In three women who have had unilateral breast cancer and undergone B/L mastectomy, breast palpation examination identified recurrent cancer on the reconstructed breasts (case 11, 12 and 13).

For individuals whose genetic PVs do not significantly increase breast risk, it is equally important to ensure the adherence to routine screening recommended for general population, including screening mammography. Three examples of such cancer were detected by screening mammogram in case 14, 15 and 16. When caring for this high-risk population, we have noticed that neglecting routine cancer screening by the patients is quite common. Underutilizing breast screening is not unique for this population. Based on 2017 United States health statistics, only 67% of the women 50 years and over had a mammogram within the past 2 years [28].

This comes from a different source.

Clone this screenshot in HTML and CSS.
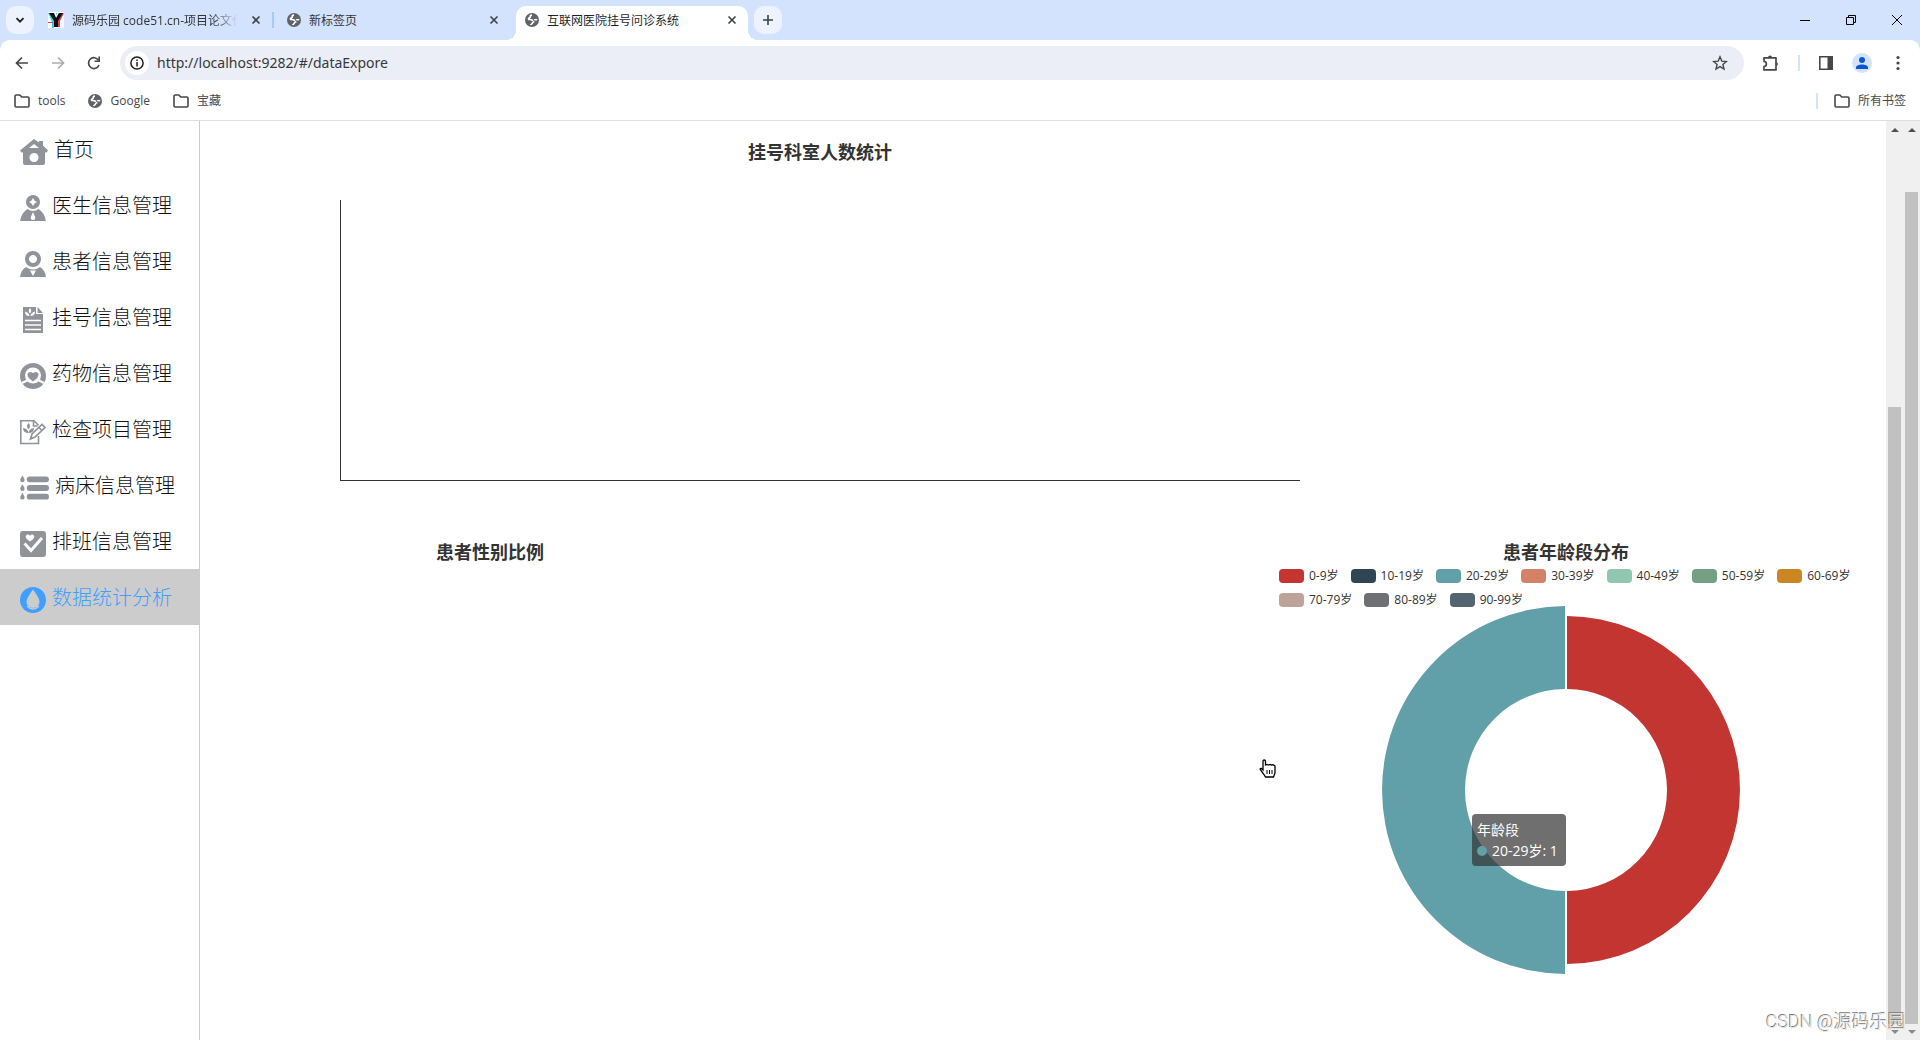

Many individuals with genetic risk for multiple cancer types or have had personal or family history of multiple cancers, are often emotionally, physically and financially overwhelmed. They often experience screening fatigue. Many focuses on the type of cancer they perceive as the most dangerous, while neglecting screening for other types which they perceive as not as important. For example, women carrying MMR gene PVs may neglect routine breast cancer screening because it has not been seen in her relatives or it is not listed as an increased risk.

When caring individuals with genetic predisposition to cancers, it is beneficial to have a holistic approach to consider the individual as a whole. In addition to the genetic risk PVs, we should consider risk of all organs, environmental exposures, family histories and any cancer related personal history, such as histology, stage, type of treatment and remission status.

5. Conclusions

Women with high-risk genetic predisposition to breast cancer often become aware about the risk at an age much older than the age recommended to begin enhanced screening with MRI. For women carrying high-risk genetic variants, it is likely beneficial to begin breast MRI immediately after the discovery of genetic high-risk, instead of beginning with mammogram, then followed by MRI 6 months later. In addition, despite the extensive screening utilizing MRI, some early-stage breast cancers were missed, highlighting the recommendations to undergo risk reduction mastectomy for women with high-risk PVs.